* _Exercise instructions_
Nothing in the data should change when you return it, but leave the pictures out.

***** Record extracts

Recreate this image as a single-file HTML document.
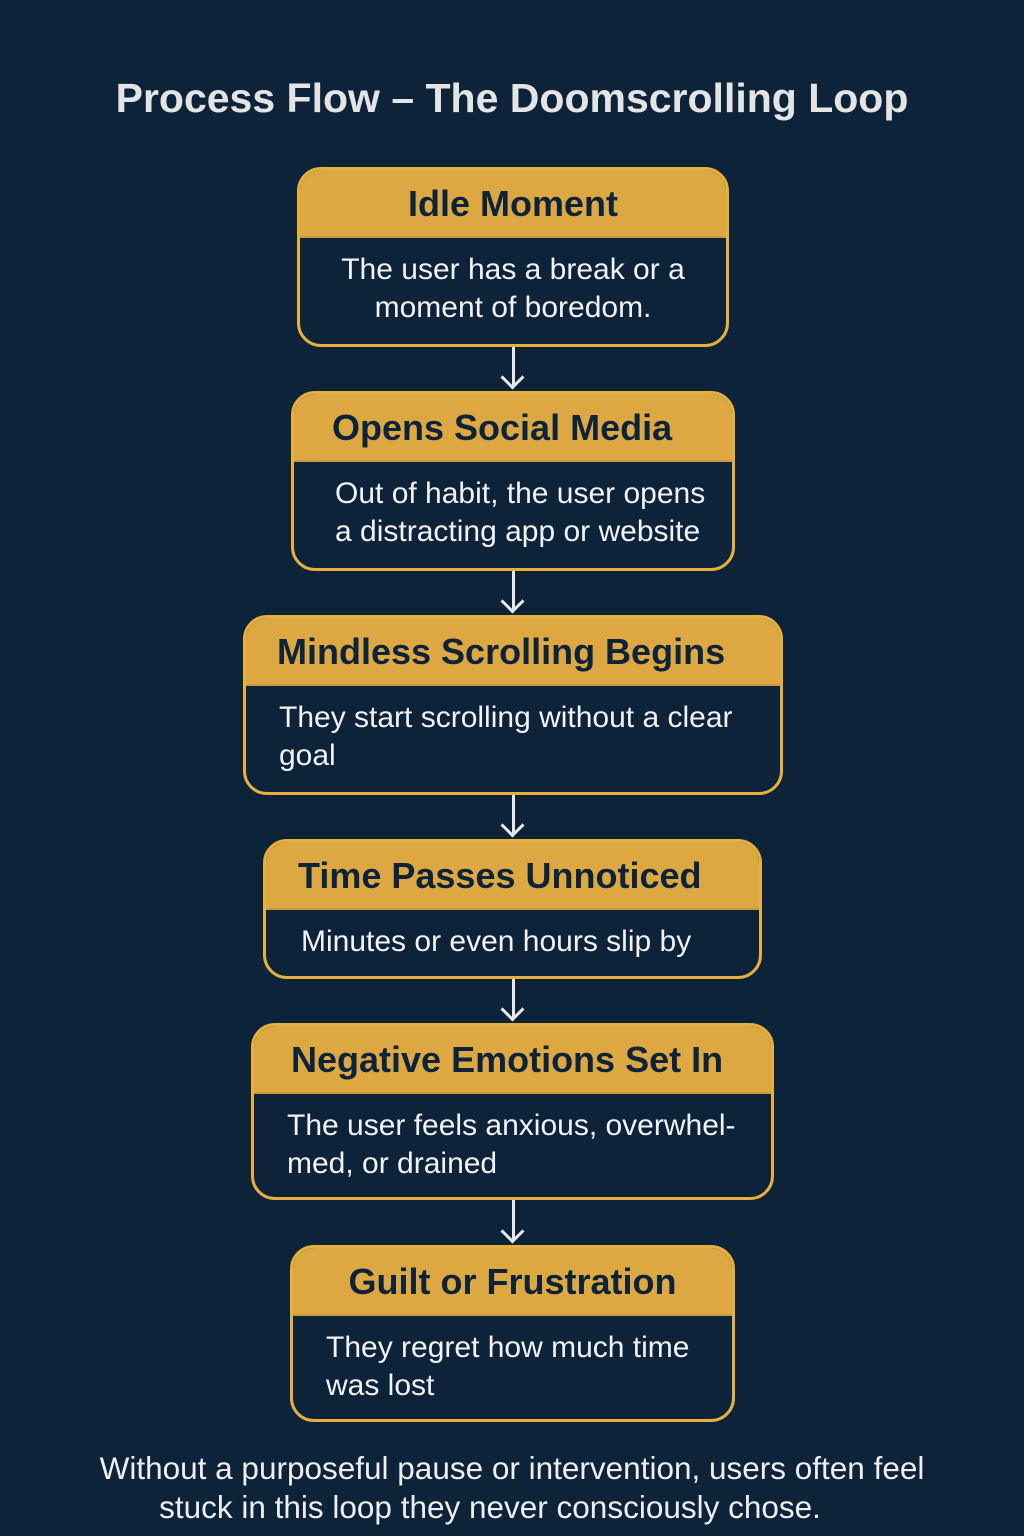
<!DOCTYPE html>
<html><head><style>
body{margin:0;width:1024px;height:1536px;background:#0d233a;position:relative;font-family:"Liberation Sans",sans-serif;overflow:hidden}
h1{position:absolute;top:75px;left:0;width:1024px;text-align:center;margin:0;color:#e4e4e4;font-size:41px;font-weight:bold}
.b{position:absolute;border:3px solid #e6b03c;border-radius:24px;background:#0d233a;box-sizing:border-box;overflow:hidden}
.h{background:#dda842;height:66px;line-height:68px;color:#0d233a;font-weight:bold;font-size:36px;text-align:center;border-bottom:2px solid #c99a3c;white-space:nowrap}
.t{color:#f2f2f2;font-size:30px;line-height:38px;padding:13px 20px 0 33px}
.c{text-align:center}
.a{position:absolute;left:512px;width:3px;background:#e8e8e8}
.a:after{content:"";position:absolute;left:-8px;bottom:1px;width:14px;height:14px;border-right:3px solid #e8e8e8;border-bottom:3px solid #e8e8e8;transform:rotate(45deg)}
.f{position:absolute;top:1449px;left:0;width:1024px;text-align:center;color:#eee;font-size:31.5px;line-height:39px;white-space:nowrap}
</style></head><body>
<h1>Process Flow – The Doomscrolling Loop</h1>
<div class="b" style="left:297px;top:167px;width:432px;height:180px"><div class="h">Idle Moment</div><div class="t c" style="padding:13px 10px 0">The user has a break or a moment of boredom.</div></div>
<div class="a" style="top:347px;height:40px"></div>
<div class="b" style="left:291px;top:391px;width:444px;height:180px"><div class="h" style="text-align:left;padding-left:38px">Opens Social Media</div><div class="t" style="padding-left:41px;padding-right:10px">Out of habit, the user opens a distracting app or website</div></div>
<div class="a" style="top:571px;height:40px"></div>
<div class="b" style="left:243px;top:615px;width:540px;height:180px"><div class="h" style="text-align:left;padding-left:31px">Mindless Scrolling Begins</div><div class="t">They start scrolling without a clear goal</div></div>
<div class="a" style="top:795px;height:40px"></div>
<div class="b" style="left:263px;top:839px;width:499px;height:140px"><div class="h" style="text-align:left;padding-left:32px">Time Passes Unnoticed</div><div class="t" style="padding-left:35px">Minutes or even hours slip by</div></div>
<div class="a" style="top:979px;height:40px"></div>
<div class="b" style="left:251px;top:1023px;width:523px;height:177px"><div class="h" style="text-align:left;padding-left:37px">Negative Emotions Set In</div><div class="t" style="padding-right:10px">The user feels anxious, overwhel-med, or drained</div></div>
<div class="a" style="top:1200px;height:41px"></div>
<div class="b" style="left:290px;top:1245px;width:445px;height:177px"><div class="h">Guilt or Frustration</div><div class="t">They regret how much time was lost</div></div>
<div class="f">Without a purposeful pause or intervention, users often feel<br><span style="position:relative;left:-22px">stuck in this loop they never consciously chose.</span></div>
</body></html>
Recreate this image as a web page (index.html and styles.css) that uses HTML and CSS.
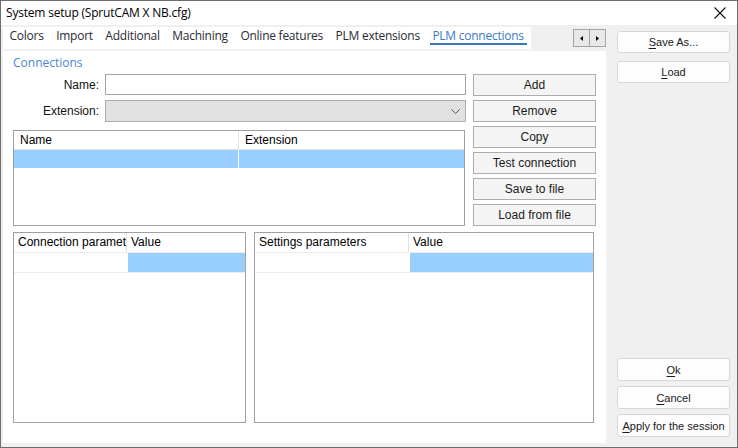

**********

* _Written solution_
Recreate this image as a single-file HTML document.
<!DOCTYPE html>
<html><head><style>
body{margin:0;width:1024px;height:1536px;background:#0d233a;position:relative;font-family:"Liberation Sans",sans-serif;overflow:hidden}
h1{position:absolute;top:75px;left:0;width:1024px;text-align:center;margin:0;color:#e4e4e4;font-size:41px;font-weight:bold}
.b{position:absolute;border:3px solid #e6b03c;border-radius:24px;background:#0d233a;box-sizing:border-box;overflow:hidden}
.h{background:#dda842;height:66px;line-height:68px;color:#0d233a;font-weight:bold;font-size:36px;text-align:center;border-bottom:2px solid #c99a3c;white-space:nowrap}
.t{color:#f2f2f2;font-size:30px;line-height:38px;padding:13px 20px 0 33px}
.c{text-align:center}
.a{position:absolute;left:512px;width:3px;background:#e8e8e8}
.a:after{content:"";position:absolute;left:-8px;bottom:1px;width:14px;height:14px;border-right:3px solid #e8e8e8;border-bottom:3px solid #e8e8e8;transform:rotate(45deg)}
.f{position:absolute;top:1449px;left:0;width:1024px;text-align:center;color:#eee;font-size:31.5px;line-height:39px;white-space:nowrap}
</style></head><body>
<h1>Process Flow – The Doomscrolling Loop</h1>
<div class="b" style="left:297px;top:167px;width:432px;height:180px"><div class="h">Idle Moment</div><div class="t c" style="padding:13px 10px 0">The user has a break or a moment of boredom.</div></div>
<div class="a" style="top:347px;height:40px"></div>
<div class="b" style="left:291px;top:391px;width:444px;height:180px"><div class="h" style="text-align:left;padding-left:38px">Opens Social Media</div><div class="t" style="padding-left:41px;padding-right:10px">Out of habit, the user opens a distracting app or website</div></div>
<div class="a" style="top:571px;height:40px"></div>
<div class="b" style="left:243px;top:615px;width:540px;height:180px"><div class="h" style="text-align:left;padding-left:31px">Mindless Scrolling Begins</div><div class="t">They start scrolling without a clear goal</div></div>
<div class="a" style="top:795px;height:40px"></div>
<div class="b" style="left:263px;top:839px;width:499px;height:140px"><div class="h" style="text-align:left;padding-left:32px">Time Passes Unnoticed</div><div class="t" style="padding-left:35px">Minutes or even hours slip by</div></div>
<div class="a" style="top:979px;height:40px"></div>
<div class="b" style="left:251px;top:1023px;width:523px;height:177px"><div class="h" style="text-align:left;padding-left:37px">Negative Emotions Set In</div><div class="t" style="padding-right:10px">The user feels anxious, overwhel-med, or drained</div></div>
<div class="a" style="top:1200px;height:41px"></div>
<div class="b" style="left:290px;top:1245px;width:445px;height:177px"><div class="h">Guilt or Frustration</div><div class="t">They regret how much time was lost</div></div>
<div class="f">Without a purposeful pause or intervention, users often feel<br><span style="position:relative;left:-22px">stuck in this loop they never consciously chose.</span></div>
</body></html>
Recreate this image as a web page (index.html and styles.css) that uses HTML and CSS.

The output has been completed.